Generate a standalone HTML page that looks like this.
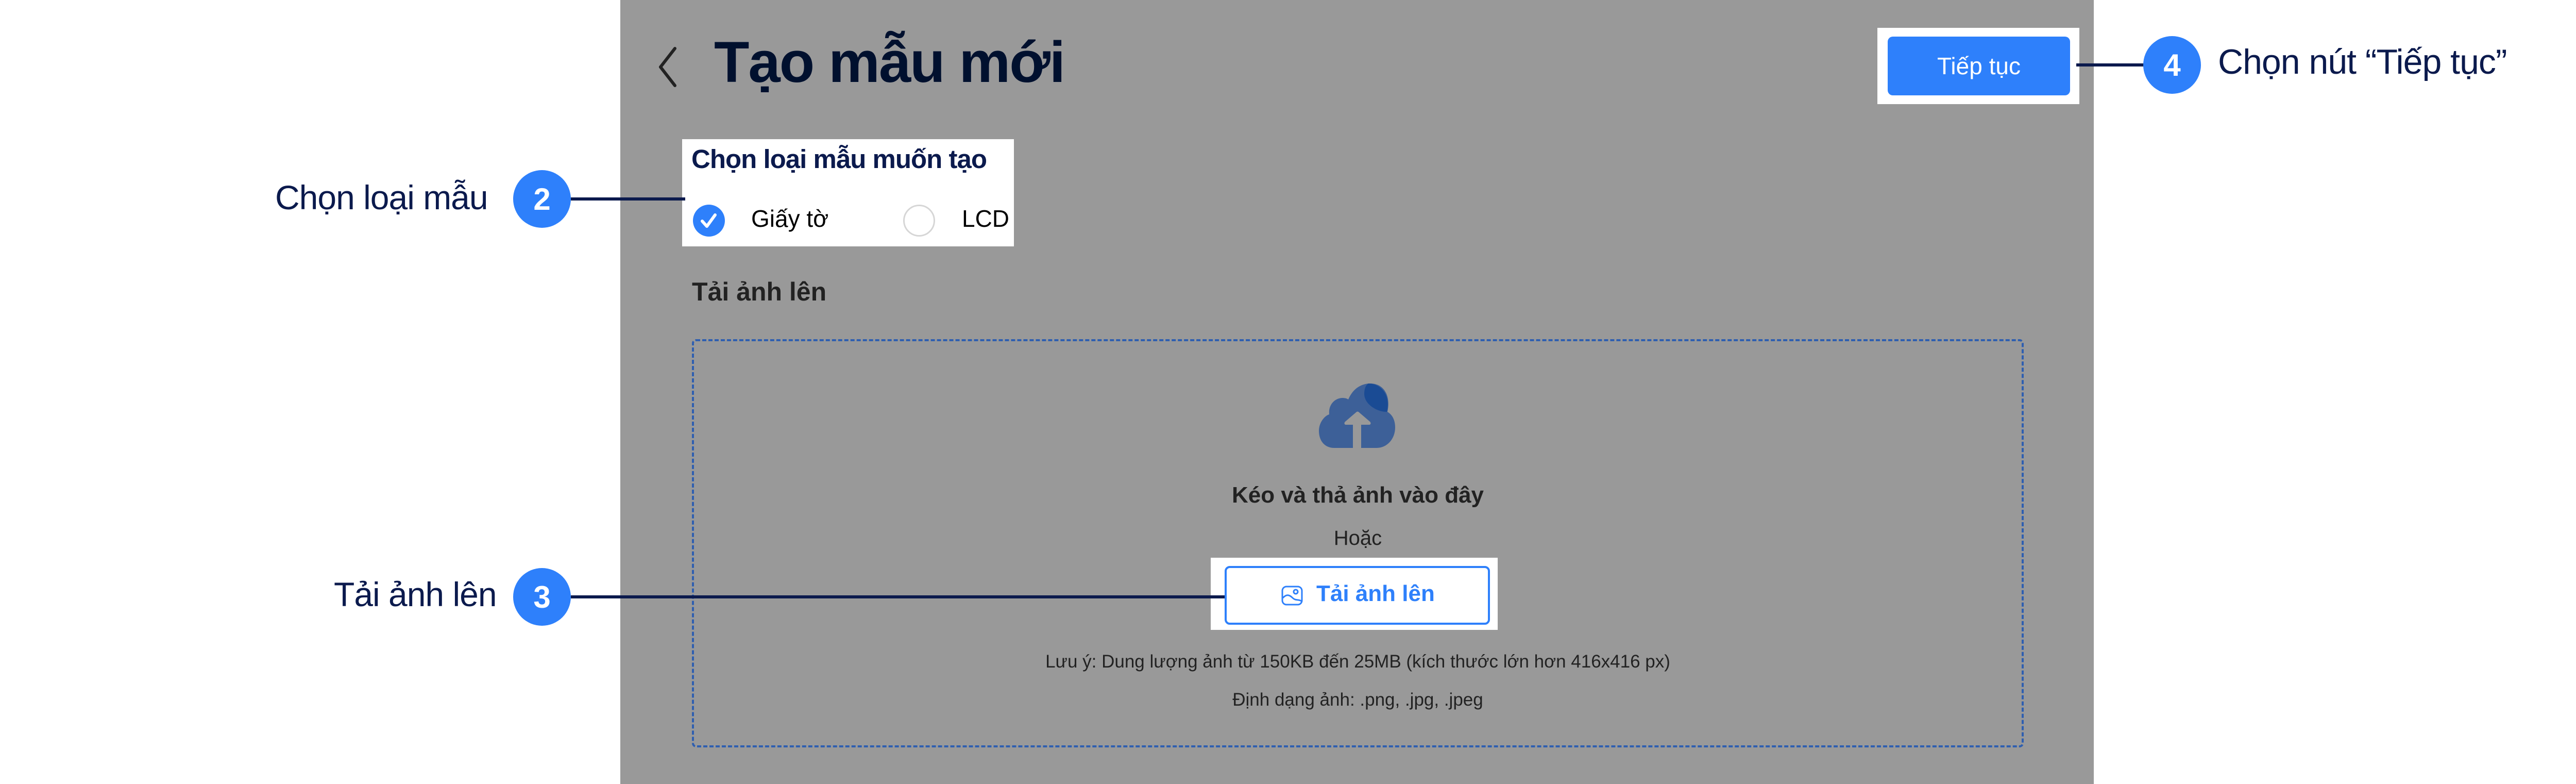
<!DOCTYPE html>
<html><head><meta charset="utf-8"><style>
*{margin:0;padding:0;box-sizing:border-box}
body{width:5264px;height:1521px;background:#fff;position:relative;overflow:hidden;font-family:"Liberation Sans","DejaVu Sans",sans-serif}
.a{position:absolute;line-height:1;white-space:nowrap}
.circ{position:absolute;width:112px;height:112px;border-radius:50%;background:#2e80fb;color:#fff;font-weight:bold;font-size:60px;display:flex;align-items:center;justify-content:center}
.ln{position:absolute;height:6px;background:#0b1a4d}
.lab{position:absolute;color:#0b1a4d;font-size:60px;line-height:1;white-space:nowrap}
</style></head><body>
<div style="position:absolute;left:1204px;top:0;width:2860px;height:1521px;background:#999"></div>

<svg style="position:absolute;left:1270px;top:90px" width="50" height="80" viewBox="0 0 50 80"><path d="M40 4 L12 40 L40 76" fill="none" stroke="#222" stroke-width="6" stroke-linecap="round" stroke-linejoin="round"/></svg>
<div class="a" style="left:1386px;top:65px;font-size:112px;font-weight:bold;color:#00102e;letter-spacing:-2px">Tạo mẫu mới</div>

<div style="position:absolute;left:1324px;top:270px;width:644px;height:208px;background:#fff"></div>
<div class="a" style="left:1342px;top:283px;font-size:51px;font-weight:bold;color:#0b1a4d;letter-spacing:-1px">Chọn loại mẫu muốn tạo</div>
<div style="position:absolute;left:1345px;top:397px;width:62px;height:62px;border-radius:50%;background:#2e80fb"></div>
<svg style="position:absolute;left:1345px;top:397px" width="62" height="62" viewBox="0 0 62 62"><path d="M18 32 L27 42 L43 20" fill="none" stroke="#fff" stroke-width="6" stroke-linecap="round" stroke-linejoin="round"/></svg>
<div class="a" style="left:1458px;top:401px;font-size:46px;color:#000">Giấy tờ</div>
<div style="position:absolute;left:1753px;top:397px;width:62px;height:62px;border-radius:50%;border:3px solid #d6d6d6;background:#fff"></div>
<div class="a" style="left:1867px;top:401px;font-size:46px;color:#000">LCD</div>

<div style="position:absolute;left:3644px;top:54px;width:392px;height:148px;background:#fff"></div>
<div style="position:absolute;left:3664px;top:71px;width:354px;height:114px;background:#2e80fb;border-radius:10px;color:#fff;font-size:46px;display:flex;align-items:center;justify-content:center">Tiếp tục</div>

<div class="a" style="left:1343px;top:541px;font-size:50px;font-weight:bold;color:#222">Tải ảnh lên</div>
<div style="position:absolute;left:1343px;top:658px;width:2585px;height:792px;border:4px dashed #2f5fb0;border-radius:8px"></div>

<svg style="position:absolute;left:2560px;top:744px" width="150" height="125" viewBox="0 0 150 125">
<path d="M30 125 C10 125 0 110 0 92 C0 75 12 62 20 60 C18 40 32 28 46 28 C52 28 56 30 57 31 C66 10 82 0 100 0 C125 0 140 22 133 55 C145 62 148 75 148 85 C148 108 132 125 112 125 Z" fill="#3d6098"/>
<path d="M96 0 C120 0 140 22 132 55 C112 55 88 40 88 20 C88 10 91 3 96 0 Z" fill="#1a4b94"/>
<path d="M66 125 V80 H52 C50 80 48 77 51 74 L72 56 C74 54 76 54 78 56 L99 74 C102 77 100 80 98 80 H82 V125 Z" fill="#999"/>
</svg>
<div class="a" style="left:1343px;width:2585px;text-align:center;top:939px;font-size:44px;font-weight:bold;color:#222">Kéo và thả ảnh vào đây</div>
<div class="a" style="left:1343px;width:2585px;text-align:center;top:1024px;font-size:40px;color:#222">Hoặc</div>

<div style="position:absolute;left:2350px;top:1082px;width:557px;height:140px;background:#fff"></div>
<div style="position:absolute;left:2377px;top:1098px;width:515px;height:114px;border:4px solid #2e80fb;border-radius:10px;background:#fff"></div>
<svg style="position:absolute;left:2487px;top:1136px" width="42" height="40" viewBox="0 0 42 40"><rect x="2" y="2" width="38" height="35" rx="8" fill="none" stroke="#2e80fb" stroke-width="3"/><path d="M3 24 C10 16 16 18 22 24 C28 30 33 26 39 30" fill="none" stroke="#2e80fb" stroke-width="3"/><circle cx="28" cy="12" r="4" fill="none" stroke="#2e80fb" stroke-width="3"/></svg>
<div class="a" style="left:2555px;top:1130px;font-size:44px;font-weight:bold;color:#2e80fb">Tải ảnh lên</div>

<div class="a" style="left:1343px;width:2585px;text-align:center;top:1266px;font-size:35px;color:#222">Lưu ý: Dung lượng ảnh từ 150KB đến 25MB (kích thước lớn hơn 416x416 px)</div>
<div class="a" style="left:1343px;width:2585px;text-align:center;top:1340px;font-size:35px;color:#222">Định dạng ảnh: .png, .jpg, .jpeg</div>

<div class="lab" style="left:534px;top:350px;font-size:66px;letter-spacing:-1px">Chọn loại mẫu</div>
<div class="circ" style="left:996px;top:330px">2</div>
<div class="ln" style="left:1108px;top:383px;width:222px"></div>

<div class="lab" style="left:648px;top:1120px;font-size:66px;letter-spacing:-1px">Tải ảnh lên</div>
<div class="circ" style="left:996px;top:1102px">3</div>
<div class="ln" style="left:1108px;top:1155px;width:1269px"></div>

<div class="ln" style="left:4030px;top:123px;width:131px"></div>
<div class="circ" style="left:4160px;top:70px">4</div>
<div class="lab" style="left:4305px;top:86px;font-size:68px;letter-spacing:-1px">Chọn nút “Tiếp tục”</div>
</body></html>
____________________
**THE TASK**
Quote all the lines above exactly as given. Do not include the pictures.

**RESPONSE**
Generate a standalone HTML page that looks like this.
<!DOCTYPE html>
<html><head><meta charset="utf-8"><style>
*{margin:0;padding:0;box-sizing:border-box}
body{width:5264px;height:1521px;background:#fff;position:relative;overflow:hidden;font-family:"Liberation Sans","DejaVu Sans",sans-serif}
.a{position:absolute;line-height:1;white-space:nowrap}
.circ{position:absolute;width:112px;height:112px;border-radius:50%;background:#2e80fb;color:#fff;font-weight:bold;font-size:60px;display:flex;align-items:center;justify-content:center}
.ln{position:absolute;height:6px;background:#0b1a4d}
.lab{position:absolute;color:#0b1a4d;font-size:60px;line-height:1;white-space:nowrap}
</style></head><body>
<div style="position:absolute;left:1204px;top:0;width:2860px;height:1521px;background:#999"></div>

<svg style="position:absolute;left:1270px;top:90px" width="50" height="80" viewBox="0 0 50 80"><path d="M40 4 L12 40 L40 76" fill="none" stroke="#222" stroke-width="6" stroke-linecap="round" stroke-linejoin="round"/></svg>
<div class="a" style="left:1386px;top:65px;font-size:112px;font-weight:bold;color:#00102e;letter-spacing:-2px">Tạo mẫu mới</div>

<div style="position:absolute;left:1324px;top:270px;width:644px;height:208px;background:#fff"></div>
<div class="a" style="left:1342px;top:283px;font-size:51px;font-weight:bold;color:#0b1a4d;letter-spacing:-1px">Chọn loại mẫu muốn tạo</div>
<div style="position:absolute;left:1345px;top:397px;width:62px;height:62px;border-radius:50%;background:#2e80fb"></div>
<svg style="position:absolute;left:1345px;top:397px" width="62" height="62" viewBox="0 0 62 62"><path d="M18 32 L27 42 L43 20" fill="none" stroke="#fff" stroke-width="6" stroke-linecap="round" stroke-linejoin="round"/></svg>
<div class="a" style="left:1458px;top:401px;font-size:46px;color:#000">Giấy tờ</div>
<div style="position:absolute;left:1753px;top:397px;width:62px;height:62px;border-radius:50%;border:3px solid #d6d6d6;background:#fff"></div>
<div class="a" style="left:1867px;top:401px;font-size:46px;color:#000">LCD</div>

<div style="position:absolute;left:3644px;top:54px;width:392px;height:148px;background:#fff"></div>
<div style="position:absolute;left:3664px;top:71px;width:354px;height:114px;background:#2e80fb;border-radius:10px;color:#fff;font-size:46px;display:flex;align-items:center;justify-content:center">Tiếp tục</div>

<div class="a" style="left:1343px;top:541px;font-size:50px;font-weight:bold;color:#222">Tải ảnh lên</div>
<div style="position:absolute;left:1343px;top:658px;width:2585px;height:792px;border:4px dashed #2f5fb0;border-radius:8px"></div>

<svg style="position:absolute;left:2560px;top:744px" width="150" height="125" viewBox="0 0 150 125">
<path d="M30 125 C10 125 0 110 0 92 C0 75 12 62 20 60 C18 40 32 28 46 28 C52 28 56 30 57 31 C66 10 82 0 100 0 C125 0 140 22 133 55 C145 62 148 75 148 85 C148 108 132 125 112 125 Z" fill="#3d6098"/>
<path d="M96 0 C120 0 140 22 132 55 C112 55 88 40 88 20 C88 10 91 3 96 0 Z" fill="#1a4b94"/>
<path d="M66 125 V80 H52 C50 80 48 77 51 74 L72 56 C74 54 76 54 78 56 L99 74 C102 77 100 80 98 80 H82 V125 Z" fill="#999"/>
</svg>
<div class="a" style="left:1343px;width:2585px;text-align:center;top:939px;font-size:44px;font-weight:bold;color:#222">Kéo và thả ảnh vào đây</div>
<div class="a" style="left:1343px;width:2585px;text-align:center;top:1024px;font-size:40px;color:#222">Hoặc</div>

<div style="position:absolute;left:2350px;top:1082px;width:557px;height:140px;background:#fff"></div>
<div style="position:absolute;left:2377px;top:1098px;width:515px;height:114px;border:4px solid #2e80fb;border-radius:10px;background:#fff"></div>
<svg style="position:absolute;left:2487px;top:1136px" width="42" height="40" viewBox="0 0 42 40"><rect x="2" y="2" width="38" height="35" rx="8" fill="none" stroke="#2e80fb" stroke-width="3"/><path d="M3 24 C10 16 16 18 22 24 C28 30 33 26 39 30" fill="none" stroke="#2e80fb" stroke-width="3"/><circle cx="28" cy="12" r="4" fill="none" stroke="#2e80fb" stroke-width="3"/></svg>
<div class="a" style="left:2555px;top:1130px;font-size:44px;font-weight:bold;color:#2e80fb">Tải ảnh lên</div>

<div class="a" style="left:1343px;width:2585px;text-align:center;top:1266px;font-size:35px;color:#222">Lưu ý: Dung lượng ảnh từ 150KB đến 25MB (kích thước lớn hơn 416x416 px)</div>
<div class="a" style="left:1343px;width:2585px;text-align:center;top:1340px;font-size:35px;color:#222">Định dạng ảnh: .png, .jpg, .jpeg</div>

<div class="lab" style="left:534px;top:350px;font-size:66px;letter-spacing:-1px">Chọn loại mẫu</div>
<div class="circ" style="left:996px;top:330px">2</div>
<div class="ln" style="left:1108px;top:383px;width:222px"></div>

<div class="lab" style="left:648px;top:1120px;font-size:66px;letter-spacing:-1px">Tải ảnh lên</div>
<div class="circ" style="left:996px;top:1102px">3</div>
<div class="ln" style="left:1108px;top:1155px;width:1269px"></div>

<div class="ln" style="left:4030px;top:123px;width:131px"></div>
<div class="circ" style="left:4160px;top:70px">4</div>
<div class="lab" style="left:4305px;top:86px;font-size:68px;letter-spacing:-1px">Chọn nút “Tiếp tục”</div>
</body></html>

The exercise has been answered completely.